• YOUR TASK: Report only how many lines hold the word "this".

↓↓↓

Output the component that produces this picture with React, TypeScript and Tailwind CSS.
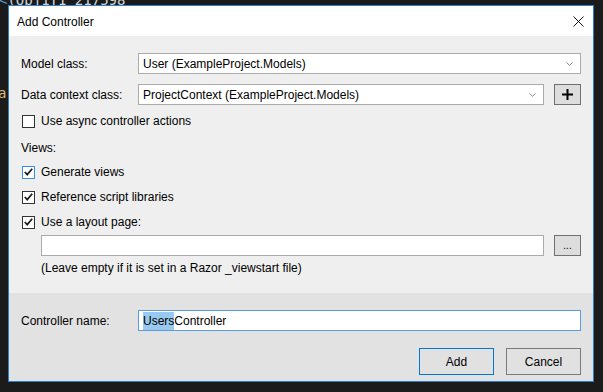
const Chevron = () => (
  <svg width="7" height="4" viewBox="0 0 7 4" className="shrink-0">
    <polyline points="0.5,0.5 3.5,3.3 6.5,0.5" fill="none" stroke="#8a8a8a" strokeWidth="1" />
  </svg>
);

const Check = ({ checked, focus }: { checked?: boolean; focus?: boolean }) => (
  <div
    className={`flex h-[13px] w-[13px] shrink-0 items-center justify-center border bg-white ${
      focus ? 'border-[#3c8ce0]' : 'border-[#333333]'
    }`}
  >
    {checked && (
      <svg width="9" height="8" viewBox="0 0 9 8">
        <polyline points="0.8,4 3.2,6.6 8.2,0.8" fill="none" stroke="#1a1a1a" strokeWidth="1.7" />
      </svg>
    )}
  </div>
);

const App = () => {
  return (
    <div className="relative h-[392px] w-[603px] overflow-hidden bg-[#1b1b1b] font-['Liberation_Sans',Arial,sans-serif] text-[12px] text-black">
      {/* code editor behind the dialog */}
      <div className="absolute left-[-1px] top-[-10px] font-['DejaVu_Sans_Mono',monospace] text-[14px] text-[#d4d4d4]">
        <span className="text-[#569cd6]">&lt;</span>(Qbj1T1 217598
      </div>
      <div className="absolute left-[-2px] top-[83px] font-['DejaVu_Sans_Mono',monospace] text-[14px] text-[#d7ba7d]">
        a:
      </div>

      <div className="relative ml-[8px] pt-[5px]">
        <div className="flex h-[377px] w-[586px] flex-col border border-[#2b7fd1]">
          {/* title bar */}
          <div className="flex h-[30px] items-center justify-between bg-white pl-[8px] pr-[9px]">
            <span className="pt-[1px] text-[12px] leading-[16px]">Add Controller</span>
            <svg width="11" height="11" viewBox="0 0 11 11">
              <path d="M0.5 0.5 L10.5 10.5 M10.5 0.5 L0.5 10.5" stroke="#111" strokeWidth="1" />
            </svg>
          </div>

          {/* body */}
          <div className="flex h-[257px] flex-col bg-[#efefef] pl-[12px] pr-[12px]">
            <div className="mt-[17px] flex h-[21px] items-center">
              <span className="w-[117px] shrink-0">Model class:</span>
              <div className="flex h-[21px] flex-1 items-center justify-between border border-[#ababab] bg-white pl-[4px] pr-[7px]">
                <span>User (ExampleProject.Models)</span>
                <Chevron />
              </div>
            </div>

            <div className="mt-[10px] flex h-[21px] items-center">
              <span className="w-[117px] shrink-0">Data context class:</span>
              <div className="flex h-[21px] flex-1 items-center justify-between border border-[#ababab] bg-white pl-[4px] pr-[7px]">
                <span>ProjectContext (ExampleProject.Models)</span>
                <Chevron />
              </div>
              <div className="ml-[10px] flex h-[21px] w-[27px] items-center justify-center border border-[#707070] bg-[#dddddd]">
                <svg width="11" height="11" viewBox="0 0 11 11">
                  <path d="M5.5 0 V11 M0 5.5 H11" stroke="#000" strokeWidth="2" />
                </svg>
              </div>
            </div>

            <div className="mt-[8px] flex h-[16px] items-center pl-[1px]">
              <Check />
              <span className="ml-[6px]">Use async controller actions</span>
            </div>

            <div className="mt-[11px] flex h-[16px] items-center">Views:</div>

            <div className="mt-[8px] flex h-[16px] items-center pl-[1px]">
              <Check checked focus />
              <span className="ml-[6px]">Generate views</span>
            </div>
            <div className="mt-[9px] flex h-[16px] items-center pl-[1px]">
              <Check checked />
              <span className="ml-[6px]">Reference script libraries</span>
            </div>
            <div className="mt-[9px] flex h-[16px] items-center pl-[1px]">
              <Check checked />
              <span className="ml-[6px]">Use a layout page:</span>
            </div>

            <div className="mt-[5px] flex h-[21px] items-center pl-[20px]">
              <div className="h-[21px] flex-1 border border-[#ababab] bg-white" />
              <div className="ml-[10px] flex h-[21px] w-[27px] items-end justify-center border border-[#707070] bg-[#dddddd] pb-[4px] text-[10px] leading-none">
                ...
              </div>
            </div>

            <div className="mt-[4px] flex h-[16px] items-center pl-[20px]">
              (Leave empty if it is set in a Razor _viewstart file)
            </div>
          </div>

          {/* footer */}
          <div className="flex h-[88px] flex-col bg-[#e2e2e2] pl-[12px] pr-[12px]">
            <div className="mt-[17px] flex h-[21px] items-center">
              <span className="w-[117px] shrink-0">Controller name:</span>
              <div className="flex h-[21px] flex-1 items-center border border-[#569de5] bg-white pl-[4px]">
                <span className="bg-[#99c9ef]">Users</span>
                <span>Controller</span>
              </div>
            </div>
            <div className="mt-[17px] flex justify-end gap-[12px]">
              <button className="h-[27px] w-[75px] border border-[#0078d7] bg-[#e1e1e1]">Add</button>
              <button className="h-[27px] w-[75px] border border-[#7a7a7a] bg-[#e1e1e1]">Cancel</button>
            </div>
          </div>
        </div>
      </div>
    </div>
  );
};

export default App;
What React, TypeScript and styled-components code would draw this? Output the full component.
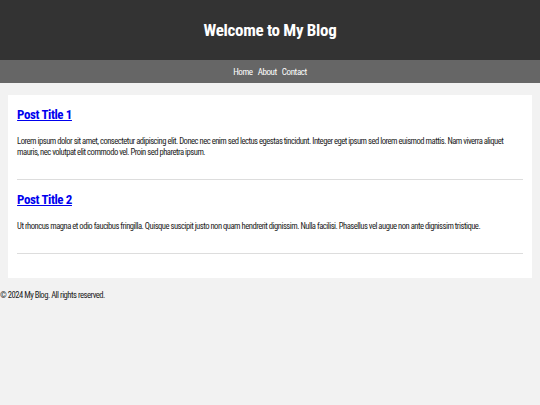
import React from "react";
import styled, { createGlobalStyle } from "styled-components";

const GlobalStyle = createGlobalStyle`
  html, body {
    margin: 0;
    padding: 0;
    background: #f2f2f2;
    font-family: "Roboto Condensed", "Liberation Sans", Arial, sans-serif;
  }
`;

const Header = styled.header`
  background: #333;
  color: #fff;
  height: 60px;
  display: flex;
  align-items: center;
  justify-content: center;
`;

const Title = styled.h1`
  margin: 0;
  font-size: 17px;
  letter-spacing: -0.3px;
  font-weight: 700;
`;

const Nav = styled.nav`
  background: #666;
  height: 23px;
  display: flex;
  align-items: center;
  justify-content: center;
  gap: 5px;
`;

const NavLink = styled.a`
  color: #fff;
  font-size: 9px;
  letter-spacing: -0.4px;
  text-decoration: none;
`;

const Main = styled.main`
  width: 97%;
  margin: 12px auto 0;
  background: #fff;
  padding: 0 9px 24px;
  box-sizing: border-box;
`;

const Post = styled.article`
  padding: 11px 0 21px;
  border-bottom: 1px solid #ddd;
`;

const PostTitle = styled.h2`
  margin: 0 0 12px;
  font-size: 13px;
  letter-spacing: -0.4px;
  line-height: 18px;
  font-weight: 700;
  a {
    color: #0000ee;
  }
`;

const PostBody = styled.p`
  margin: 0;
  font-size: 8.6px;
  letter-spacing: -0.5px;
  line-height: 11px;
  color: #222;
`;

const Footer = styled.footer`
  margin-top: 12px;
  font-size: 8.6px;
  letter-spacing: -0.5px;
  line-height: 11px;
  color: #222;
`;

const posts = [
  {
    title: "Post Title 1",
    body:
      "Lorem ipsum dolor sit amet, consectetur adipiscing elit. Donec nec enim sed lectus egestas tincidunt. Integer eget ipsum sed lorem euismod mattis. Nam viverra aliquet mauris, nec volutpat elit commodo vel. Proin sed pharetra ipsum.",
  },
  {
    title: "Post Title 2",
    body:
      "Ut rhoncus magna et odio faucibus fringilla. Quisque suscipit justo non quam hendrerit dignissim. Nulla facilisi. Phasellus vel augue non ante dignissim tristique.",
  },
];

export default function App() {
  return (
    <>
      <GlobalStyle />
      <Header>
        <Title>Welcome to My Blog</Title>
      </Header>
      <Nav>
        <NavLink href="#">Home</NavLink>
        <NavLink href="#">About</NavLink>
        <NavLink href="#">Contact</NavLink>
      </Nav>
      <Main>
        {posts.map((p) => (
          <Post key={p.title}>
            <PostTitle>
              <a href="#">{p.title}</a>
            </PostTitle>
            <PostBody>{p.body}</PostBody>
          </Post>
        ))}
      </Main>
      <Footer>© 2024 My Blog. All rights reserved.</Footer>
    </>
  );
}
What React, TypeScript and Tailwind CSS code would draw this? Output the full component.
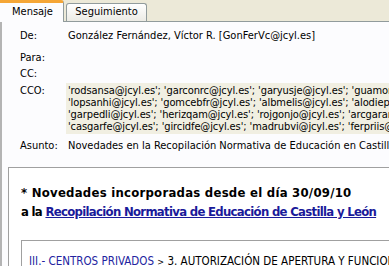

↑↑↑

• PROBLEM SOLUTION: 3